Methods for robust and efficient tautomer enumeration, tautomer searching and tautomer duplicate filtering
Tautomerism is an important and difficult problem in cheminformatics, and has gained much attention recently. The presentation will focus on ChemAxon’s approaches and algorithms for handling tautomerism.
There are four main topics to cover:
1. The tautomerization calculator plugin is the basis of most methods. It can identify tautomerizable regions, enumerate all or dominant tautomers and predict the distribution of dominant tautomers. Furthermore, it can provide generic and canonical tautomers that are used by the methods discussed. It first identifies possible proton donors and acceptors and finds the tautomerization paths between them. Depending on the desired operation, it then combines the paths into regions (generic tautomer), combinatorially enumerates all possible tautomeric forms (all tautomers), filters and ranks enumerated structures based on pKa and other criteria (dominant tautomers) or canonicalizes using empirical rules (canonical tautomer). The tautomerization plugin is also used to improve results of other calculations, such as macro pKa and logP.
2. Tautomer duplicate search uses generic tautomers combined with a hash key. This method also allows fast filtering of tautomers in chemical database tables. It will be shown how this method is able to handle tautomeric migration of H isotopes and interactions with stereochemistry.
3. Tautomer substructure search enumerates tautomers of the query, and searches each of them separately. In case of query H constraints (explicit H), the constraint is enforced on the tautomeric region to retrieve only true tautomers.

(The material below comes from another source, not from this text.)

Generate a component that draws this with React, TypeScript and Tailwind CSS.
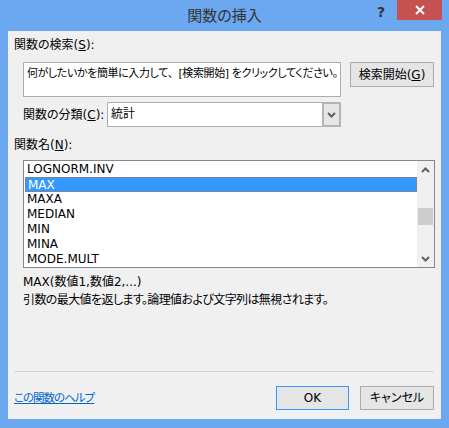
import React from 'react';

const items = ['LOGNORM.INV', 'MAX', 'MAXA', 'MEDIAN', 'MIN', 'MINA', 'MODE.MULT'];

const Chevron: React.FC<{ down?: boolean }> = ({ down }) => (
  <svg width="9" height="6" viewBox="0 0 9 6">
    <path
      d={down ? 'M1 1 L4.5 4.5 L8 1' : 'M1 5 L4.5 1.5 L8 5'}
      fill="none"
      stroke="#606060"
      strokeWidth="2"
    />
  </svg>
);

const App: React.FC = () => {
  const font = "font-['DejaVu_Sans','Noto_Sans_CJK_JP',sans-serif] [font-feature-settings:'palt']";

  return (
    <div className={`w-[449px] h-[428px] bg-[#6ba8ef] flex flex-col text-[12px] text-black ${font}`}>
      {/* title bar */}
      <div className="relative h-[31px] flex items-center justify-center">
        <span className="text-[15px] text-[#333] pb-[1px] font-['Noto_Sans_CJK_JP',sans-serif]">関数の挿入</span>
        <span className="absolute left-[377px] top-[2px] text-[14px] font-bold text-[#333]">?</span>
        <div className="absolute left-[397px] top-0 w-[45px] h-[20px] bg-[#c75050] flex items-center justify-center">
          <svg width="10" height="10" viewBox="0 0 10 10">
            <path d="M1 1 L9 9 M9 1 L1 9" stroke="#fff" strokeWidth="2" />
          </svg>
        </div>
      </div>

      {/* client */}
      <div className="mx-[8px] h-[388px] bg-[#f0f0f0] flex flex-col pl-[6px] pr-[7px]">
        <div className="mt-[6px] h-[16px] leading-[16px]">
          関数の検索(<span className="underline">S</span>):
        </div>

        <div className="mt-[9px] pl-[9px] flex items-start gap-[9px]">
          <div className="w-[318px] h-[35px] bg-white border border-[#abadb3] px-[3px] pt-[3px] leading-[16px] whitespace-nowrap overflow-hidden text-[11px] tracking-[-0.4px]">
            何がしたいかを簡単に入力して<span className="[font-feature-settings:normal]">、</span>[検索開始] をクリックしてください。
          </div>
          <button className="w-[84px] h-[25px] bg-[#e5e5e5] border border-[#acacac] leading-[16px]">
            検索開始(<span className="underline">G</span>)
          </button>
        </div>

        <div className="mt-[5px] pl-[9px] flex items-center">
          <div className="w-[84px] leading-[16px]">
            関数の分類(<span className="underline">C</span>):
          </div>
          <div className="w-[234px] h-[25px] bg-white border border-[#acacac] flex">
            <div className="flex-1 pl-[3px] leading-[23px]">統計</div>
            <div className="w-[19px] -m-px bg-[#e6e6e6] border-2 border-[#b4b4b4] flex items-center justify-center">
              <Chevron down />
            </div>
          </div>
        </div>

        <div className="mt-[10px] h-[16px] leading-[16px]">
          関数名(<span className="underline">N</span>):
        </div>

        <div className="mt-[7px] ml-[9px] w-[412px] h-[108px] bg-white border border-[#828790] flex">
          <div className="flex-1 pt-[1px] pl-[1px]">
            {items.map((it) => (
              <div
                key={it}
                className={`h-[15px] leading-[15px] pl-[2px] ${
                  it === 'MAX' ? 'bg-[#3399ff] text-white border border-dotted border-[#c0703a] pl-[1px] leading-[13px]' : ''
                }`}
              >
                {it}
              </div>
            ))}
          </div>
          <div className="w-[17px] bg-[#f0f0f0] flex flex-col items-center">
            <div className="h-[17px] flex items-center justify-center">
              <Chevron />
            </div>
            <div className="mt-[30px] w-[15px] h-[17px] bg-[#cdcdcd]" />
            <div className="mt-auto h-[17px] flex items-center justify-center">
              <Chevron down />
            </div>
          </div>
        </div>

        <div className="mt-[5px] ml-[9px] leading-[18px]">
          <div>MAX(数値1,数値2,...)</div>
          <div className="tracking-[-0.6px]">引数の最大値を返します。論理値および文字列は無視されます。</div>
        </div>

        <div className="mt-[62px] h-px bg-[#d5d5d5]" />

        <div className="mt-[14px] flex items-center">
          <a href="#" className="text-[#0066cc] underline leading-[16px] text-[11.5px] tracking-[-1px]">
            この関数のヘルプ
          </a>
          <div className="ml-auto flex gap-[11px]">
            <button className="w-[73px] h-[24px] bg-[#e5e5e5] border border-[#3399ff]">OK</button>
            <button className="w-[74px] h-[24px] bg-[#e5e5e5] border border-[#acacac]">キャンセル</button>
          </div>
        </div>
      </div>
    </div>
  );
};

export default App;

4. Standardizer is a tool for performing custom and built-in transformations on molecules. It is integrated with the JChem chemical database system, so that database and query structures are automatically transformed by the specified transformations. It will be shown how the canonical tautomer and custom transformations can be used to handle tautomerism. Custom transformations also allow handling of ring-chain tautomerism.